- What you will do -
Can you transcribe every line exactly and leave the pictures behind?
====== Data shown ======
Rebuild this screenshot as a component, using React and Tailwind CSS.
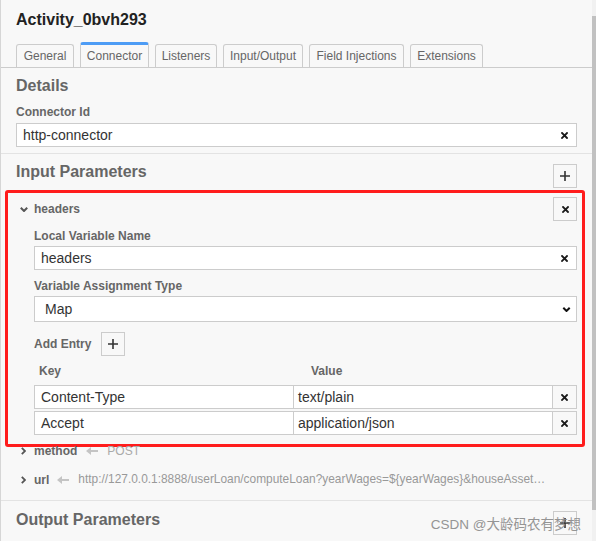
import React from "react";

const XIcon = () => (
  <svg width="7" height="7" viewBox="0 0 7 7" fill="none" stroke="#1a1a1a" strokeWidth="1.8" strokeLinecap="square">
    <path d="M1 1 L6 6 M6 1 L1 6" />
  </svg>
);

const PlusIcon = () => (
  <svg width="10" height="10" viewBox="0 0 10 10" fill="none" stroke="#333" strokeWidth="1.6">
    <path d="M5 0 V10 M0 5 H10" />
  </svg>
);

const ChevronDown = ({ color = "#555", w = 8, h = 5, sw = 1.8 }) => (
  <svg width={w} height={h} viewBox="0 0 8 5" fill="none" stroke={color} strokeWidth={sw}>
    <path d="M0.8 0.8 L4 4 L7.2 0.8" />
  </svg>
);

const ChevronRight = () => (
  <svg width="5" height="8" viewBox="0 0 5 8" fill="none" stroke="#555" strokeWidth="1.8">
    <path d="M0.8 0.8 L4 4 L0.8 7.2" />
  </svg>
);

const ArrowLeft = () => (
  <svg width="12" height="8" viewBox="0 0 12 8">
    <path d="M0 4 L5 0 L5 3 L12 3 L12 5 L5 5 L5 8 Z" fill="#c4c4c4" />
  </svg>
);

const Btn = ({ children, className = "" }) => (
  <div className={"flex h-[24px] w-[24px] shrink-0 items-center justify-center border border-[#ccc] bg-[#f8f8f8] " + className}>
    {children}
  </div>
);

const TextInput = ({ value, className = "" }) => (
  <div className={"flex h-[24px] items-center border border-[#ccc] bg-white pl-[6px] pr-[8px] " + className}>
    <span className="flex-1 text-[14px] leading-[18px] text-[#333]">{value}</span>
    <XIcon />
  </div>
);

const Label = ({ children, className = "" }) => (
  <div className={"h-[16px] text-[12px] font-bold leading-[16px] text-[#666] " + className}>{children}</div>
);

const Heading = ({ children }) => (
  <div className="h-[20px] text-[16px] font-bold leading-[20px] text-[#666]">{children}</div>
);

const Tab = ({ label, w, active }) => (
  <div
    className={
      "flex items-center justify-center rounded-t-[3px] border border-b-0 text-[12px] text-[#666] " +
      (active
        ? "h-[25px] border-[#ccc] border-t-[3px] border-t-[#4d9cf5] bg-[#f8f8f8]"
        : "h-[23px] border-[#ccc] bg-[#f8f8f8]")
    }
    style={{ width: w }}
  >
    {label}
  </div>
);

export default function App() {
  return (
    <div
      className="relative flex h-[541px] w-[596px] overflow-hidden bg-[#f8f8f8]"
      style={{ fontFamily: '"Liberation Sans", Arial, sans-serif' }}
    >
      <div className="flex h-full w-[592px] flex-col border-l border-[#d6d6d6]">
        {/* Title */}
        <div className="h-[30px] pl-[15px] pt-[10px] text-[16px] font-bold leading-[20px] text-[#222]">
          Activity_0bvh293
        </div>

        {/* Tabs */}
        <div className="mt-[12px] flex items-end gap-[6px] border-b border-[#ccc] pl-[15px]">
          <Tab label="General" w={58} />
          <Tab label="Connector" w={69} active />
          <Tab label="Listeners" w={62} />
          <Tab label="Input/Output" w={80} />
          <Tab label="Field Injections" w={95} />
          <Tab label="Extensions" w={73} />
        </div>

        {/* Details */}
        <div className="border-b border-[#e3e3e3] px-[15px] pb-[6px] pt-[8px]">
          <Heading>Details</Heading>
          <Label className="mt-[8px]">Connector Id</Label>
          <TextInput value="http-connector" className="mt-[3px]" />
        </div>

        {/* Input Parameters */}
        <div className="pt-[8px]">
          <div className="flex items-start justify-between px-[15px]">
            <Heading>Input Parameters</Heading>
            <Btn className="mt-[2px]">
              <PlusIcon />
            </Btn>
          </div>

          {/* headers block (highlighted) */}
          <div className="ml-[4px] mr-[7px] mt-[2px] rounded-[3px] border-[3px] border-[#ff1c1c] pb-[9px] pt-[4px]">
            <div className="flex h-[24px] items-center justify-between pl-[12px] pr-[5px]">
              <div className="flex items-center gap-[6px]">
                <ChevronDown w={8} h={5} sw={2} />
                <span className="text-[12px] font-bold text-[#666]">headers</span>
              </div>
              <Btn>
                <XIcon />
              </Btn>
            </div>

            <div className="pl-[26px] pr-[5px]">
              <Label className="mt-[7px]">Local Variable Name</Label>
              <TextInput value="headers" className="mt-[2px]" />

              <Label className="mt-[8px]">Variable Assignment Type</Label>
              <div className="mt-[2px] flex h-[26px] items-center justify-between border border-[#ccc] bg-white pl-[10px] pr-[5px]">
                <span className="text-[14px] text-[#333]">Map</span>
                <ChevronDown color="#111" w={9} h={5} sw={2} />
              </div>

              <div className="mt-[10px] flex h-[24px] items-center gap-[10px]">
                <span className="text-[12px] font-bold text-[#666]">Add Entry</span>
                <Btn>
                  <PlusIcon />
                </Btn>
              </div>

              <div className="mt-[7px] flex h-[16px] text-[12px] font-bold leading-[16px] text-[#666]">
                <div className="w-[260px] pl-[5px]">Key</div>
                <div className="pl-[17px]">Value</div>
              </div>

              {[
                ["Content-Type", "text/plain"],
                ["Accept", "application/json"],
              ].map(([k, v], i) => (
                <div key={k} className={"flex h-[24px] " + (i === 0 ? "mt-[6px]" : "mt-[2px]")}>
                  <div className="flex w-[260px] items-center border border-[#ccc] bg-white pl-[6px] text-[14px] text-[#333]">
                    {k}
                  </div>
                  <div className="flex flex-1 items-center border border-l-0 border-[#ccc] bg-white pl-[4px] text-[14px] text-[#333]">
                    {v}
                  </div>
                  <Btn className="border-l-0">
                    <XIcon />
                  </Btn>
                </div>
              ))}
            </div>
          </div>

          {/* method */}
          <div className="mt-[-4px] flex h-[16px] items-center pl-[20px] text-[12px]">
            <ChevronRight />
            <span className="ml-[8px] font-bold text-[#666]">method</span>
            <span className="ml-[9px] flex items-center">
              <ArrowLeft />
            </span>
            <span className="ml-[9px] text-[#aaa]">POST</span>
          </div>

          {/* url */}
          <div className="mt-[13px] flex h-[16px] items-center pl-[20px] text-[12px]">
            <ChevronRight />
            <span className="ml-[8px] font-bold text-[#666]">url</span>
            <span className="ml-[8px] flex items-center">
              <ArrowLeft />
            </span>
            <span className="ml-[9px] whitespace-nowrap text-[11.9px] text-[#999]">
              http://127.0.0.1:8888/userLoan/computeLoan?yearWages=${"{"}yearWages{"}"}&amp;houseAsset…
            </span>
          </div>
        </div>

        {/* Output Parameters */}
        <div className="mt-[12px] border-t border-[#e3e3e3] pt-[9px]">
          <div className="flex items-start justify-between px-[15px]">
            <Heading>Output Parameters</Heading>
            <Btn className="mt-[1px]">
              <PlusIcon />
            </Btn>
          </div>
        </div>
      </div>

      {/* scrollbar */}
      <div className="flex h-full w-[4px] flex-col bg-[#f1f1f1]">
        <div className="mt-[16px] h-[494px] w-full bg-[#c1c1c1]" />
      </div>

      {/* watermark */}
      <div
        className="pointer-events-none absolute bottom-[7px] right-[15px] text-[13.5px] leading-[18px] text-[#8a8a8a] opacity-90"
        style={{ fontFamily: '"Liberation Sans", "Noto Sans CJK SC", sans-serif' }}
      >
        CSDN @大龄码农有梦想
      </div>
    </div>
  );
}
======
- Result for this task -
Rebuild this screenshot as a component, using React and Tailwind CSS.
import React from "react";

const XIcon = () => (
  <svg width="7" height="7" viewBox="0 0 7 7" fill="none" stroke="#1a1a1a" strokeWidth="1.8" strokeLinecap="square">
    <path d="M1 1 L6 6 M6 1 L1 6" />
  </svg>
);

const PlusIcon = () => (
  <svg width="10" height="10" viewBox="0 0 10 10" fill="none" stroke="#333" strokeWidth="1.6">
    <path d="M5 0 V10 M0 5 H10" />
  </svg>
);

const ChevronDown = ({ color = "#555", w = 8, h = 5, sw = 1.8 }) => (
  <svg width={w} height={h} viewBox="0 0 8 5" fill="none" stroke={color} strokeWidth={sw}>
    <path d="M0.8 0.8 L4 4 L7.2 0.8" />
  </svg>
);

const ChevronRight = () => (
  <svg width="5" height="8" viewBox="0 0 5 8" fill="none" stroke="#555" strokeWidth="1.8">
    <path d="M0.8 0.8 L4 4 L0.8 7.2" />
  </svg>
);

const ArrowLeft = () => (
  <svg width="12" height="8" viewBox="0 0 12 8">
    <path d="M0 4 L5 0 L5 3 L12 3 L12 5 L5 5 L5 8 Z" fill="#c4c4c4" />
  </svg>
);

const Btn = ({ children, className = "" }) => (
  <div className={"flex h-[24px] w-[24px] shrink-0 items-center justify-center border border-[#ccc] bg-[#f8f8f8] " + className}>
    {children}
  </div>
);

const TextInput = ({ value, className = "" }) => (
  <div className={"flex h-[24px] items-center border border-[#ccc] bg-white pl-[6px] pr-[8px] " + className}>
    <span className="flex-1 text-[14px] leading-[18px] text-[#333]">{value}</span>
    <XIcon />
  </div>
);

const Label = ({ children, className = "" }) => (
  <div className={"h-[16px] text-[12px] font-bold leading-[16px] text-[#666] " + className}>{children}</div>
);

const Heading = ({ children }) => (
  <div className="h-[20px] text-[16px] font-bold leading-[20px] text-[#666]">{children}</div>
);

const Tab = ({ label, w, active }) => (
  <div
    className={
      "flex items-center justify-center rounded-t-[3px] border border-b-0 text-[12px] text-[#666] " +
      (active
        ? "h-[25px] border-[#ccc] border-t-[3px] border-t-[#4d9cf5] bg-[#f8f8f8]"
        : "h-[23px] border-[#ccc] bg-[#f8f8f8]")
    }
    style={{ width: w }}
  >
    {label}
  </div>
);

export default function App() {
  return (
    <div
      className="relative flex h-[541px] w-[596px] overflow-hidden bg-[#f8f8f8]"
      style={{ fontFamily: '"Liberation Sans", Arial, sans-serif' }}
    >
      <div className="flex h-full w-[592px] flex-col border-l border-[#d6d6d6]">
        {/* Title */}
        <div className="h-[30px] pl-[15px] pt-[10px] text-[16px] font-bold leading-[20px] text-[#222]">
          Activity_0bvh293
        </div>

        {/* Tabs */}
        <div className="mt-[12px] flex items-end gap-[6px] border-b border-[#ccc] pl-[15px]">
          <Tab label="General" w={58} />
          <Tab label="Connector" w={69} active />
          <Tab label="Listeners" w={62} />
          <Tab label="Input/Output" w={80} />
          <Tab label="Field Injections" w={95} />
          <Tab label="Extensions" w={73} />
        </div>

        {/* Details */}
        <div className="border-b border-[#e3e3e3] px-[15px] pb-[6px] pt-[8px]">
          <Heading>Details</Heading>
          <Label className="mt-[8px]">Connector Id</Label>
          <TextInput value="http-connector" className="mt-[3px]" />
        </div>

        {/* Input Parameters */}
        <div className="pt-[8px]">
          <div className="flex items-start justify-between px-[15px]">
            <Heading>Input Parameters</Heading>
            <Btn className="mt-[2px]">
              <PlusIcon />
            </Btn>
          </div>

          {/* headers block (highlighted) */}
          <div className="ml-[4px] mr-[7px] mt-[2px] rounded-[3px] border-[3px] border-[#ff1c1c] pb-[9px] pt-[4px]">
            <div className="flex h-[24px] items-center justify-between pl-[12px] pr-[5px]">
              <div className="flex items-center gap-[6px]">
                <ChevronDown w={8} h={5} sw={2} />
                <span className="text-[12px] font-bold text-[#666]">headers</span>
              </div>
              <Btn>
                <XIcon />
              </Btn>
            </div>

            <div className="pl-[26px] pr-[5px]">
              <Label className="mt-[7px]">Local Variable Name</Label>
              <TextInput value="headers" className="mt-[2px]" />

              <Label className="mt-[8px]">Variable Assignment Type</Label>
              <div className="mt-[2px] flex h-[26px] items-center justify-between border border-[#ccc] bg-white pl-[10px] pr-[5px]">
                <span className="text-[14px] text-[#333]">Map</span>
                <ChevronDown color="#111" w={9} h={5} sw={2} />
              </div>

              <div className="mt-[10px] flex h-[24px] items-center gap-[10px]">
                <span className="text-[12px] font-bold text-[#666]">Add Entry</span>
                <Btn>
                  <PlusIcon />
                </Btn>
              </div>

              <div className="mt-[7px] flex h-[16px] text-[12px] font-bold leading-[16px] text-[#666]">
                <div className="w-[260px] pl-[5px]">Key</div>
                <div className="pl-[17px]">Value</div>
              </div>

              {[
                ["Content-Type", "text/plain"],
                ["Accept", "application/json"],
              ].map(([k, v], i) => (
                <div key={k} className={"flex h-[24px] " + (i === 0 ? "mt-[6px]" : "mt-[2px]")}>
                  <div className="flex w-[260px] items-center border border-[#ccc] bg-white pl-[6px] text-[14px] text-[#333]">
                    {k}
                  </div>
                  <div className="flex flex-1 items-center border border-l-0 border-[#ccc] bg-white pl-[4px] text-[14px] text-[#333]">
                    {v}
                  </div>
                  <Btn className="border-l-0">
                    <XIcon />
                  </Btn>
                </div>
              ))}
            </div>
          </div>

          {/* method */}
          <div className="mt-[-4px] flex h-[16px] items-center pl-[20px] text-[12px]">
            <ChevronRight />
            <span className="ml-[8px] font-bold text-[#666]">method</span>
            <span className="ml-[9px] flex items-center">
              <ArrowLeft />
            </span>
            <span className="ml-[9px] text-[#aaa]">POST</span>
          </div>

          {/* url */}
          <div className="mt-[13px] flex h-[16px] items-center pl-[20px] text-[12px]">
            <ChevronRight />
            <span className="ml-[8px] font-bold text-[#666]">url</span>
            <span className="ml-[8px] flex items-center">
              <ArrowLeft />
            </span>
            <span className="ml-[9px] whitespace-nowrap text-[11.9px] text-[#999]">
              http://127.0.0.1:8888/userLoan/computeLoan?yearWages=${"{"}yearWages{"}"}&amp;houseAsset…
            </span>
          </div>
        </div>

        {/* Output Parameters */}
        <div className="mt-[12px] border-t border-[#e3e3e3] pt-[9px]">
          <div className="flex items-start justify-between px-[15px]">
            <Heading>Output Parameters</Heading>
            <Btn className="mt-[1px]">
              <PlusIcon />
            </Btn>
          </div>
        </div>
      </div>

      {/* scrollbar */}
      <div className="flex h-full w-[4px] flex-col bg-[#f1f1f1]">
        <div className="mt-[16px] h-[494px] w-full bg-[#c1c1c1]" />
      </div>

      {/* watermark */}
      <div
        className="pointer-events-none absolute bottom-[7px] right-[15px] text-[13.5px] leading-[18px] text-[#8a8a8a] opacity-90"
        style={{ fontFamily: '"Liberation Sans", "Noto Sans CJK SC", sans-serif' }}
      >
        CSDN @大龄码农有梦想
      </div>
    </div>
  );
}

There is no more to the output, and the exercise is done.